The wrinkle in the case was that some of the requested data was stored in Microsoft computers in Ireland. In response to the search warrant, Microsoft provided noncontent data on the requested email account that was stored in the United States but filed a motion to quash the search warrant for customer content data stored in Ireland, arguing that the government lacked authority to compel the production of data stored outside the United States. The SCA is silent on the statute’s reach outside the United States, including under the warrant provision.
On April 25, 2014, a federal magistrate judge ruled that Microsoft must produce the emails stored on the Ireland-based Microsoft computers. In doing so, the magistrate judge adopted the government’s view that an SCA warrant is more akin to a subpoena than a search warrant and that a properly served subpoena would compel production of any material, including customer content, so long as the material is stored at premises “owned, maintained, controlled, or operated by Microsoft Corporation.” The fact that those premises were located abroad was, in the magistrate judge’s view, of no consequence.
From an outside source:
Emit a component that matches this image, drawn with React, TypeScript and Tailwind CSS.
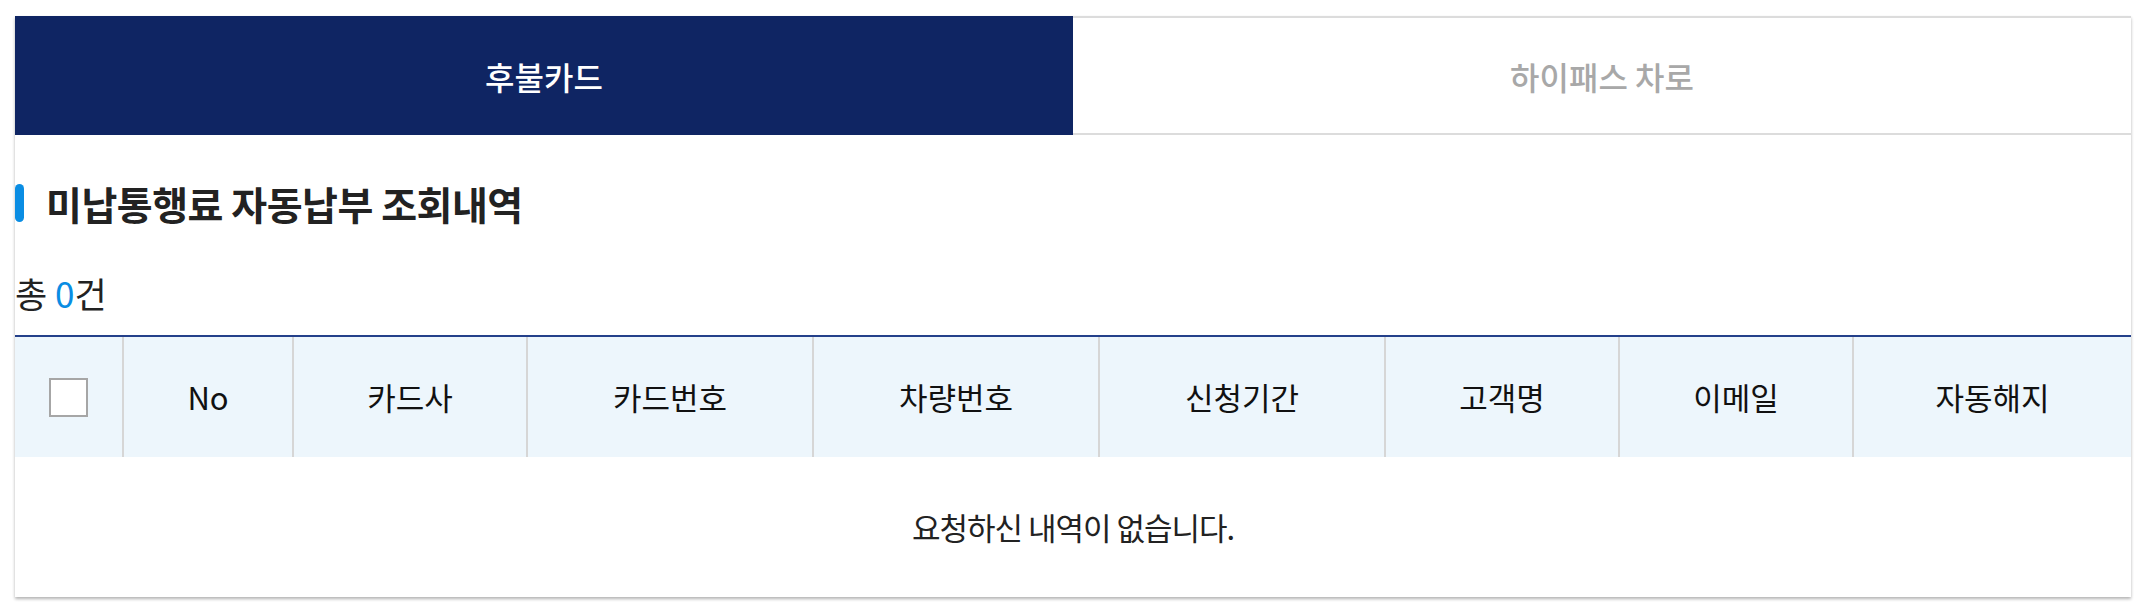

On July 31, 2014, the district judge overseeing the matter upheld the search warrant but stayed the ruling pending appeal. At the hearing, the district judge concluded that “the structure, language, legislative history, Congressional knowledge of precedent, . . . all lead to the conclusion that Congress intended in this statute for ISPs to produce information under their control, albeit stored abroad, to law enforcement in the United States.” Microsoft appealed the ruling to the Second Circuit. The case was argued on September 9, 2015, and many have been awaiting the ruling on the novel issues presented in the case.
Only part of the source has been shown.